My iPad is dead, that’s what’s wrong with it. The plumage don’t enter into it. But since the blasted thing fell off its perch last November, it has somehow run up crippling excess data charges.
At first, I could think of only two possible explanations: either my iPad was pretending to be dead, while secretly downloading movies it personally fancied watching, or the phone company was overcharging me.
All I could say with any certainty was that the iPad had been lying on a shelf, insensible, unchargable, un-switch-on-able throughout December, and then I got a bill showing that during this period of total inactivity it had apparently racked up more charges than it had done in the entire two years I was using it.
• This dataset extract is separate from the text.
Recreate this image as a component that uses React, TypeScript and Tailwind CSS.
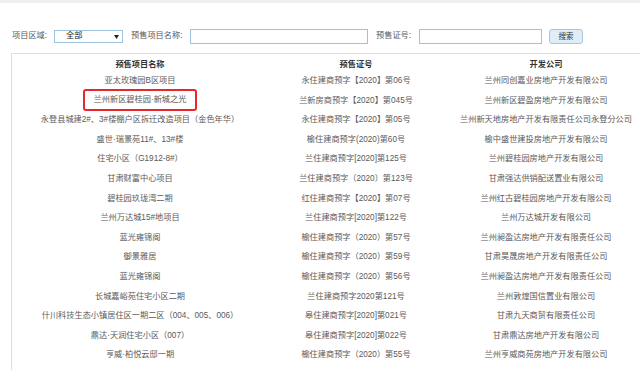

‘This iPad has ceased to be,’ John Cleese would say, were he to take it back to the very boutique where he bought it, as I did the other day, when I marched into the Vodafone store in Victoria Station.
I put it on the counter, explained the mysterious charges and invited the wide-eyed booby in the red uniform to try to plug it into a charger and fire it up.
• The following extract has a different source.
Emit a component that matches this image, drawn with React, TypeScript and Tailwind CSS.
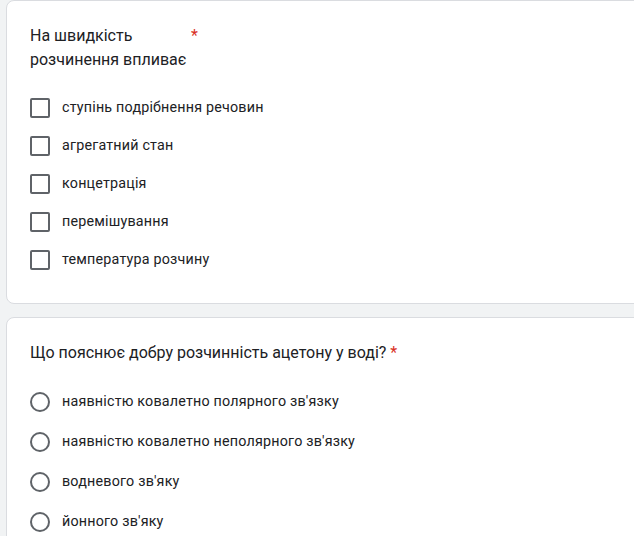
import React from 'react';

const checkOptions = [
  'ступінь подрібнення речовин',
  'агрегатний стан',
  'концетрація',
  'перемішування',
  'температура розчину',
];

const radioOptions = [
  'наявністю ковалетно полярного зв\'язку',
  'наявністю ковалетно неполярного зв\'язку',
  'водневого зв\'яку',
  'йонного зв\'яку',
];

const Card: React.FC<{ children: React.ReactNode }> = ({ children }) => (
  <div className="w-[660px] bg-white border border-[#dadce0] rounded-lg pl-[23px] pt-[23px] pb-[24px]">
    {children}
  </div>
);

export default function App() {
  return (
    <div
      className="min-h-[536px] bg-[#f1f3f4] pl-[6px] overflow-hidden text-[#202124]"
      style={{ fontFamily: 'Roboto, "Noto Sans", Arial, sans-serif' }}
    >
      <div className="flex flex-col gap-[13px]">
        <Card>
          <div className="flex text-base leading-6">
            <div className="w-[160px]">На швидкість розчинення впливає</div>
            <span className="text-[#d93025] ml-[1px]">*</span>
          </div>
          <div className="mt-[17px] flex flex-col">
            {checkOptions.map((opt) => (
              <div key={opt} className="h-[38px] flex items-center">
                <div className="w-[20px] h-[20px] border-2 border-[#5f6368] rounded-[2px]" />
                <span className="ml-3 text-[14.3px] tracking-[0.2px]">{opt}</span>
              </div>
            ))}
          </div>
        </Card>
        <Card>
          <div className="text-base leading-6">
            Що пояснює добру розчинність ацетону у воді? <span className="text-[#d93025]">*</span>
          </div>
          <div className="mt-[17px] flex flex-col">
            {radioOptions.map((opt) => (
              <div key={opt} className="h-[40px] flex items-center">
                <div className="w-[20px] h-[20px] border-2 border-[#5f6368] rounded-full" />
                <span className="ml-3 text-[14.3px] tracking-[0.2px]">{opt}</span>
              </div>
            ))}
          </div>
        </Card>
      </div>
    </div>
  );
}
‘It’s not dead. It’s just resting,’ was pretty much his position. ‘Remarkable thing the iPad, isn’t it? Brilliant gadget. Are you enjoying it?’
‘Now look here, my lad, I know a dead iPad when I see one. Go on, plug it in. Try to switch it on and see what happens. Nothing. This iPad wouldn’t download excess data if I put 4,000 volts through it. This …is a dead iPad.’
I should point out that before going to the store I had had a very long, convoluted phone conversation with the Vodafone billing centre, during which they also rejected the notion that the iPad was pushing up the daisies.